>> start Data section

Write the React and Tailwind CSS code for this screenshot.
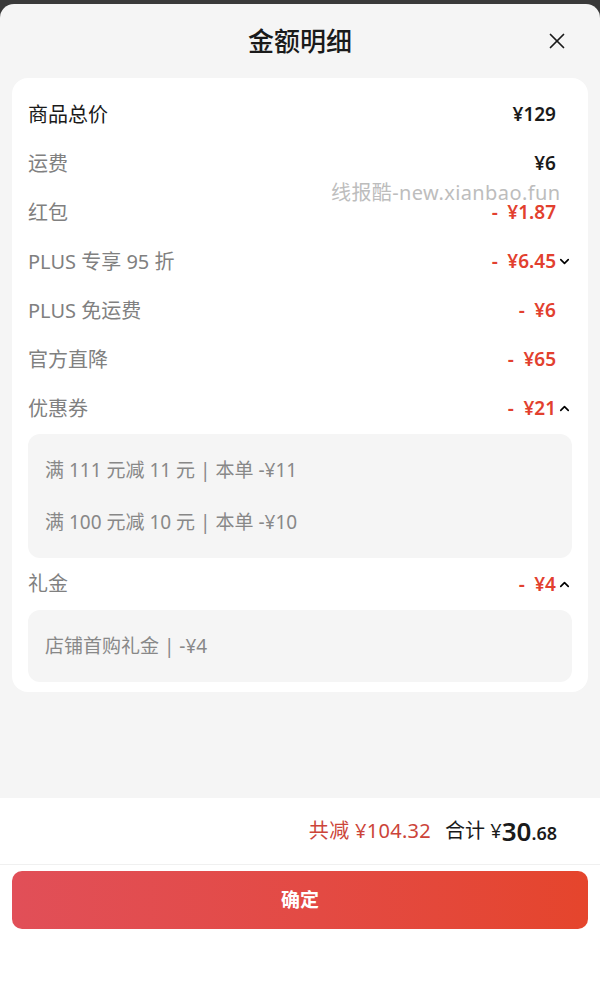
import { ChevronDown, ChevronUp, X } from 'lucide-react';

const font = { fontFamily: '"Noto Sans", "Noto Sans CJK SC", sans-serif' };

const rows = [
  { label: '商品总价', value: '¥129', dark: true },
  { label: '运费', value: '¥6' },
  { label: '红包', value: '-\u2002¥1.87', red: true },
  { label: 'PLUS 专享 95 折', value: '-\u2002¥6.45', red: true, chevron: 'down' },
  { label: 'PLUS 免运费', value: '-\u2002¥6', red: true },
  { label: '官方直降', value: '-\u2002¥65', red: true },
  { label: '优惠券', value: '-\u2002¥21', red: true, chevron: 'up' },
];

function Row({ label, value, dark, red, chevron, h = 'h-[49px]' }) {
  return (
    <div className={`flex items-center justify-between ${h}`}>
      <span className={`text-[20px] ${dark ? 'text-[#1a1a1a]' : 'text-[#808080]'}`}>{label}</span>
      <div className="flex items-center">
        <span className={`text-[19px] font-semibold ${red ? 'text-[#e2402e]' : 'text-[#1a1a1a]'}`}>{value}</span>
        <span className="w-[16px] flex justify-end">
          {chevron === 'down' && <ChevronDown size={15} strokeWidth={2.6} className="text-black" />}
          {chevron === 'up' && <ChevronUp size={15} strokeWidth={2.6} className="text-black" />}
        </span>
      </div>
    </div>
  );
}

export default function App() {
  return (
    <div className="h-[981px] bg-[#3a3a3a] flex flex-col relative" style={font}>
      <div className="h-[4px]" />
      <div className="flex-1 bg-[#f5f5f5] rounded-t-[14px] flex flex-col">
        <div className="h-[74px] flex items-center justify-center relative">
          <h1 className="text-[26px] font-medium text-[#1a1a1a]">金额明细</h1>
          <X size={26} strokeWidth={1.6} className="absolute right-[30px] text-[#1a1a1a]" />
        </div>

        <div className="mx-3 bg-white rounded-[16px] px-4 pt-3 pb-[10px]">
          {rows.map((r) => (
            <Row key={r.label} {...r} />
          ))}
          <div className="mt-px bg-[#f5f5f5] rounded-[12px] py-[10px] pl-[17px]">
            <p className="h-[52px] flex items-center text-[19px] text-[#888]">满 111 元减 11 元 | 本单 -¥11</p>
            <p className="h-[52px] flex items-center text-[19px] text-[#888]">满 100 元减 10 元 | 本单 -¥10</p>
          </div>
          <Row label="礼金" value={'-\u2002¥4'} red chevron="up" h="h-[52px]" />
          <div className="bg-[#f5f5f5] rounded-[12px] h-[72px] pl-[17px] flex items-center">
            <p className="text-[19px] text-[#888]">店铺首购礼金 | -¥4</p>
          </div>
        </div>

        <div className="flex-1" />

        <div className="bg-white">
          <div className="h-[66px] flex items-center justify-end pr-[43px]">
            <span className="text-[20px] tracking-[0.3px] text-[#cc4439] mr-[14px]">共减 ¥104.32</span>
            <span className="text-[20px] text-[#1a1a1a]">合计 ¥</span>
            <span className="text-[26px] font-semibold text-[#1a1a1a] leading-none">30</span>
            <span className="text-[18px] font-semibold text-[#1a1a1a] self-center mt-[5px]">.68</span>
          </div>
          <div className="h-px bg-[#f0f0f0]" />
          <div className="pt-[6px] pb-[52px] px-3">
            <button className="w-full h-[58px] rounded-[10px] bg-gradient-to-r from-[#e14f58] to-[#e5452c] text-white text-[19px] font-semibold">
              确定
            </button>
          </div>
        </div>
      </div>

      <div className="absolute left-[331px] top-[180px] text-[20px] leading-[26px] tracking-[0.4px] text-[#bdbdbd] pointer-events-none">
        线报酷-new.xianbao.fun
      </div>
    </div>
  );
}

>> end Data section

Omit pictures; set down the rest of the material word for word.

Write the React and Tailwind CSS code for this screenshot.
import { ChevronDown, ChevronUp, X } from 'lucide-react';

const font = { fontFamily: '"Noto Sans", "Noto Sans CJK SC", sans-serif' };

const rows = [
  { label: '商品总价', value: '¥129', dark: true },
  { label: '运费', value: '¥6' },
  { label: '红包', value: '-\u2002¥1.87', red: true },
  { label: 'PLUS 专享 95 折', value: '-\u2002¥6.45', red: true, chevron: 'down' },
  { label: 'PLUS 免运费', value: '-\u2002¥6', red: true },
  { label: '官方直降', value: '-\u2002¥65', red: true },
  { label: '优惠券', value: '-\u2002¥21', red: true, chevron: 'up' },
];

function Row({ label, value, dark, red, chevron, h = 'h-[49px]' }) {
  return (
    <div className={`flex items-center justify-between ${h}`}>
      <span className={`text-[20px] ${dark ? 'text-[#1a1a1a]' : 'text-[#808080]'}`}>{label}</span>
      <div className="flex items-center">
        <span className={`text-[19px] font-semibold ${red ? 'text-[#e2402e]' : 'text-[#1a1a1a]'}`}>{value}</span>
        <span className="w-[16px] flex justify-end">
          {chevron === 'down' && <ChevronDown size={15} strokeWidth={2.6} className="text-black" />}
          {chevron === 'up' && <ChevronUp size={15} strokeWidth={2.6} className="text-black" />}
        </span>
      </div>
    </div>
  );
}

export default function App() {
  return (
    <div className="h-[981px] bg-[#3a3a3a] flex flex-col relative" style={font}>
      <div className="h-[4px]" />
      <div className="flex-1 bg-[#f5f5f5] rounded-t-[14px] flex flex-col">
        <div className="h-[74px] flex items-center justify-center relative">
          <h1 className="text-[26px] font-medium text-[#1a1a1a]">金额明细</h1>
          <X size={26} strokeWidth={1.6} className="absolute right-[30px] text-[#1a1a1a]" />
        </div>

        <div className="mx-3 bg-white rounded-[16px] px-4 pt-3 pb-[10px]">
          {rows.map((r) => (
            <Row key={r.label} {...r} />
          ))}
          <div className="mt-px bg-[#f5f5f5] rounded-[12px] py-[10px] pl-[17px]">
            <p className="h-[52px] flex items-center text-[19px] text-[#888]">满 111 元减 11 元 | 本单 -¥11</p>
            <p className="h-[52px] flex items-center text-[19px] text-[#888]">满 100 元减 10 元 | 本单 -¥10</p>
          </div>
          <Row label="礼金" value={'-\u2002¥4'} red chevron="up" h="h-[52px]" />
          <div className="bg-[#f5f5f5] rounded-[12px] h-[72px] pl-[17px] flex items-center">
            <p className="text-[19px] text-[#888]">店铺首购礼金 | -¥4</p>
          </div>
        </div>

        <div className="flex-1" />

        <div className="bg-white">
          <div className="h-[66px] flex items-center justify-end pr-[43px]">
            <span className="text-[20px] tracking-[0.3px] text-[#cc4439] mr-[14px]">共减 ¥104.32</span>
            <span className="text-[20px] text-[#1a1a1a]">合计 ¥</span>
            <span className="text-[26px] font-semibold text-[#1a1a1a] leading-none">30</span>
            <span className="text-[18px] font-semibold text-[#1a1a1a] self-center mt-[5px]">.68</span>
          </div>
          <div className="h-px bg-[#f0f0f0]" />
          <div className="pt-[6px] pb-[52px] px-3">
            <button className="w-full h-[58px] rounded-[10px] bg-gradient-to-r from-[#e14f58] to-[#e5452c] text-white text-[19px] font-semibold">
              确定
            </button>
          </div>
        </div>
      </div>

      <div className="absolute left-[331px] top-[180px] text-[20px] leading-[26px] tracking-[0.4px] text-[#bdbdbd] pointer-events-none">
        线报酷-new.xianbao.fun
      </div>
    </div>
  );
}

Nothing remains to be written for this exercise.